--- Exercise prompt ---
Scan the data below for the string "React". Show every line where it turns up.

════════════════════

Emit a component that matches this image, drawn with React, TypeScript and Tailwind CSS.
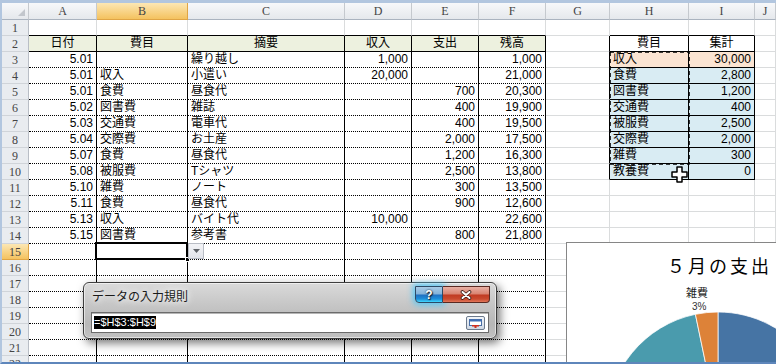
import React from "react";

const COLS = ["A", "B", "C", "D", "E", "F", "G", "H", "I", "J"];
const ROWS = Array.from({ length: 22 }, (_, i) => i + 1);

// 日付, 費目, 摘要, 収入, 支出, 残高
const ledger = [
  ["5.01", "", "繰り越し", "1,000", "", "1,000"],
  ["5.01", "収入", "小遣い", "20,000", "", "21,000"],
  ["5.01", "食費", "昼食代", "", "700", "20,300"],
  ["5.02", "図書費", "雑誌", "", "400", "19,900"],
  ["5.03", "交通費", "電車代", "", "400", "19,500"],
  ["5.04", "交際費", "お土産", "", "2,000", "17,500"],
  ["5.07", "食費", "昼食代", "", "1,200", "16,300"],
  ["5.08", "被服費", "Tシャツ", "", "2,500", "13,800"],
  ["5.10", "雑費", "ノート", "", "300", "13,500"],
  ["5.11", "食費", "昼食代", "", "900", "12,600"],
  ["5.13", "収入", "バイト代", "10,000", "", "22,600"],
  ["5.15", "図書費", "参考書", "", "800", "21,800"],
];

const summary = [
  ["収入", "30,000"],
  ["食費", "2,800"],
  ["図書費", "1,200"],
  ["交通費", "400"],
  ["被服費", "2,500"],
  ["交際費", "2,000"],
  ["雑費", "300"],
  ["教養費", "0"],
];

const heads: Record<number, string> = {
  1: "日付",
  2: "費目",
  3: "摘要",
  4: "収入",
  5: "支出",
  6: "残高",
  8: "費目",
  9: "集計",
};

type Align = "l" | "r" | "c";

function cellAt(r: number, c: number): { text: string; align: Align } {
  if (r === 2) return { text: heads[c] ?? "", align: "c" };
  if (r >= 3 && r <= 14 && c >= 1 && c <= 6) {
    return { text: ledger[r - 3][c - 1], align: c === 2 || c === 3 ? "l" : "r" };
  }
  if (r >= 3 && r <= 10 && (c === 8 || c === 9)) {
    return { text: summary[r - 3][c - 8], align: c === 8 ? "l" : "r" };
  }
  return { text: "", align: "l" };
}

function bgClass(r: number, c: number) {
  if (r === 2 && c >= 1 && c <= 6) return "bg-[#edf1df]";
  if (r === 3 && (c === 8 || c === 9)) return "bg-[#fbe4d2]";
  if (r >= 4 && r <= 10 && (c === 8 || c === 9)) return "bg-[#d9ecf3]";
  return "bg-white";
}

function borderClass(r: number, c: number) {
  const main = c >= 1 && c <= 6 && r >= 2;
  const sum = (c === 8 || c === 9) && r >= 2 && r <= 10;
  const right =
    main || sum || (c === 7 && r >= 2 && r <= 10)
      ? "border-r border-r-black"
      : "border-r border-r-[#dadcdd]";
  let bottom = "border-b border-b-[#dadcdd]";
  if (r === 1 && ((c >= 1 && c <= 6) || c === 8 || c === 9)) bottom = "border-b border-b-black";
  else if (sum || (main && r === 2)) bottom = "border-b border-b-black";
  else if (main) bottom = "[border-bottom:1px_dotted_#000]";
  return `${right} ${bottom}`;
}

function SheetCell({ r, c }: { r: number; c: number }) {
  const cell = cellAt(r, c);
  const active = r === 15 && c === 2;
  const align =
    cell.align === "r" ? "justify-end" : cell.align === "c" ? "justify-center" : "justify-start";
  return (
    <div
      className={`${active ? "relative" : ""} flex h-[16px] items-end whitespace-nowrap px-[3px] text-[12px] leading-[15px] text-black ${align} ${bgClass(r, c)} ${borderClass(r, c)}`}
    >
      {cell.text}
      {active && (
        <>
          <div className="absolute -bottom-[1px] -left-[2px] -right-[1px] -top-[2px] border-2 border-black" />
          <div className="absolute -bottom-[3px] -right-[3px] h-[5px] w-[5px] border border-white bg-black" />
          <div className="absolute -top-[1px] left-[calc(100%+1px)] z-10 flex h-[16px] w-[16px] items-center justify-center border border-[#b9bdc5] bg-[linear-gradient(180deg,#f3f4f7,#e2e4ea)]">
            <svg width="7" height="4" viewBox="0 0 7 4">
              <path d="M0 0 H7 L3.5 4 Z" fill="#5f6368" />
            </svg>
          </div>
        </>
      )}
    </div>
  );
}

function ColHead({ label }: { label: string }) {
  const sel = label === "B";
  return (
    <div
      className={`flex h-[17px] items-center justify-center border-b border-r font-['Liberation_Serif',serif] text-[12px] text-[#444] ${
        sel
          ? "border-b-[#e0a545] border-r-[#e0a545] bg-[linear-gradient(180deg,#fce7b4,#f4c25f)]"
          : "border-b-[#aab3bf] border-r-[#c5c9ce] bg-[linear-gradient(180deg,#f7f8fa,#e5e8ec)]"
      }`}
    >
      {label}
    </div>
  );
}

function RowHead({ r }: { r: number }) {
  const sel = r === 15;
  return (
    <div
      className={`flex h-[16px] items-center justify-center border-b border-r font-['Liberation_Serif',serif] text-[12px] text-[#444] ${
        sel
          ? "border-b-[#e0a545] border-r-[#e0a545] bg-[linear-gradient(180deg,#fce7b4,#f4c25f)]"
          : "border-b-[#d0d4d9] border-r-[#b9bec6] bg-[#e9ecf0]"
      }`}
    >
      {r}
    </div>
  );
}

const pie = [
  { v: 2800, color: "#4674a4" },
  { v: 1200, color: "#b5504d" },
  { v: 400, color: "#97b655" },
  { v: 2500, color: "#7c64a0" },
  { v: 2000, color: "#4a9bad" },
  { v: 300, color: "#dd8238" },
];

function slicePath(cx: number, cy: number, r: number, a0: number, a1: number) {
  const p = (a: number) => {
    const t = (a * Math.PI) / 180;
    return `${cx + r * Math.sin(t)} ${cy - r * Math.cos(t)}`;
  };
  const large = a1 - a0 > 180 ? 1 : 0;
  return `M${cx} ${cy} L${p(a0)} A${r} ${r} 0 ${large} 1 ${p(a1)} Z`;
}

function Chart() {
  const total = pie.reduce((s, d) => s + d.v, 0);
  let acc = 0;
  const slices = pie.map((d) => {
    const a0 = (acc / total) * 360;
    acc += d.v;
    return { ...d, a0, a1: (acc / total) * 360 };
  });
  return (
    <div className="absolute left-[564px] top-[239px] z-10 h-[140px] w-[240px] border-l border-t border-[#868686] bg-white">
      <svg className="absolute left-0 top-0" width="240" height="140">
        {slices.map((s, i) => (
          <path key={i} d={slicePath(151, 180, 111, s.a0, s.a1)} fill={s.color} stroke="#fff" strokeWidth="0.75" />
        ))}
      </svg>
      <div className="absolute left-[100px] top-[12px] whitespace-nowrap font-['Noto_Sans_CJK_JP',sans-serif] text-[18px] leading-[20px] tracking-[3px] text-black">
        ５月の支出
      </div>
      <div className="absolute left-[119px] top-[42px] font-['Noto_Sans_CJK_JP',sans-serif] text-[11px] leading-[14px] text-[#222]">
        雑費
      </div>
      <div className="absolute left-[125px] top-[58px] text-[10px] leading-[12px] text-[#333]">3%</div>
    </div>
  );
}

function Dialog() {
  return (
    <div className="absolute left-[81px] top-[279px] z-20 flex h-[57px] w-[414px] flex-col rounded-[6px] border border-[#3f3f3f] bg-[linear-gradient(180deg,#dadada_0%,#c6c6c6_40%,#b7b7b7_75%,#c2c2c2_100%)] shadow-[3px_4px_10px_rgba(0,0,0,0.55),inset_0_0_0_1px_rgba(255,255,255,0.55)]">
      <div className="flex h-[29px] items-start justify-between">
        <span className="ml-[8px] mt-[5px] font-['Noto_Sans_CJK_JP',sans-serif] text-[12px] leading-[16px] text-[#1a1a1a] [text-shadow:0_0_6px_#fff,0_0_10px_#fff]">
          データの入力規則
        </span>
        <div className="mr-[6px] mt-[3px] flex h-[17px]">
          <div className="flex h-[17px] w-[28px] items-center justify-center rounded-bl-[4px] border border-[#2c4a66] bg-[linear-gradient(180deg,#a9cbe6_0%,#82b2d9_48%,#1f6fc0_52%,#1d8fd9_80%,#43d9ff_100%)] shadow-[0_0_6px_2px_rgba(64,200,255,0.85)]">
            <span className="font-['Liberation_Sans',sans-serif] text-[12px] font-bold leading-none text-white [text-shadow:0_0_2px_#123,1px_1px_1px_#123]">
              ?
            </span>
          </div>
          <div className="flex h-[17px] w-[47px] items-center justify-center rounded-br-[4px] border border-l-0 border-[#5a2a22] bg-[linear-gradient(180deg,#e9b0a4_0%,#d9826f_48%,#c03a22_52%,#c94a2f_80%,#e2775a_100%)]">
            <svg width="12" height="10" viewBox="0 0 12 10">
              <path d="M2.5 2 L9.5 8 M9.5 2 L2.5 8" stroke="#3a1a14" strokeWidth="3.6" strokeLinecap="round" />
              <path d="M2.5 2 L9.5 8 M9.5 2 L2.5 8" stroke="#fff" strokeWidth="2" strokeLinecap="round" />
            </svg>
          </div>
        </div>
      </div>
      <div className="mx-[7px] flex h-[21px] items-center justify-between border border-[#6b6b6b] bg-white pl-[2px] pr-[3px] shadow-[inset_0_1px_0_#b5b5b5]">
        <span className="bg-black font-['Liberation_Sans',sans-serif] text-[11px] leading-[13px] text-white">
          =$H$3:$H$9
        </span>
        <svg width="19" height="14" viewBox="0 0 19 14">
          <defs>
            <linearGradient id="cb" x1="0" y1="0" x2="0" y2="1">
              <stop offset="0" stopColor="#f3f6fa" />
              <stop offset="1" stopColor="#cfd8e4" />
            </linearGradient>
          </defs>
          <rect x="0.5" y="0.5" width="18" height="13" rx="1.5" fill="url(#cb)" stroke="#6c7a8c" />
          <rect x="3.5" y="3.5" width="12" height="6" fill="#fff" stroke="#4a6fa5" />
          <rect x="3.5" y="3.5" width="12" height="2" fill="#3f6fb5" />
          <rect x="6" y="9" width="7" height="1.5" fill="#d03020" />
          <rect x="8.5" y="9" width="2" height="3" fill="#d03020" />
        </svg>
      </div>
    </div>
  );
}

export default function App() {
  return (
    <div className="relative h-[364px] w-[776px] overflow-hidden border-b-2 border-l-2 border-t-[3px] border-b-[#5e86bb] border-l-[#b2c6df] border-t-[#b2c6df] bg-white font-['Liberation_Sans','Noto_Sans_CJK_JP',sans-serif]">
      <div className="grid grid-cols-[27px_68px_91px_157px_67px_67px_67px_64px_79px_66px_1fr]">
        <div className="flex h-[17px] items-end justify-end border-b border-r border-b-[#aab3bf] border-r-[#c5c9ce] bg-[linear-gradient(180deg,#f7f8fa,#e5e8ec)] pb-[3px] pr-[3px]">
          <svg width="7" height="7" viewBox="0 0 7 7">
            <path d="M7 0 V7 H0 Z" fill="#c2c6cc" />
          </svg>
        </div>
        {COLS.map((l) => (
          <ColHead key={l} label={l} />
        ))}
        {ROWS.map((r) => (
          <React.Fragment key={r}>
            <RowHead r={r} />
            {COLS.map((_, i) => (
              <SheetCell key={i} r={r} c={i + 1} />
            ))}
          </React.Fragment>
        ))}
      </div>

      {/* copy range H3:H9 */}
      <svg className="absolute left-[607px] top-[48px]" width="81" height="114">
        <rect x="1" y="1" width="79" height="112" fill="none" stroke="#000" strokeWidth="1.6" strokeDasharray="4 3" />
      </svg>

      {/* cell cursor */}
      <svg className="absolute left-[669px] top-[163px] z-10" width="17" height="17" viewBox="0 0 17 17">
        <path
          d="M6 1 H11 V6 H16 V11 H11 V16 H6 V11 H1 V6 H6 Z"
          fill="#fff"
          stroke="#000"
          strokeWidth="1.5"
          strokeLinejoin="round"
        />
      </svg>

      <Chart />
      <Dialog />
    </div>
  );
}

════════════════════

--- Full response ---
Emit a component that matches this image, drawn with React, TypeScript and Tailwind CSS.
import React from "react";
          <React.Fragment key={r}>
          </React.Fragment>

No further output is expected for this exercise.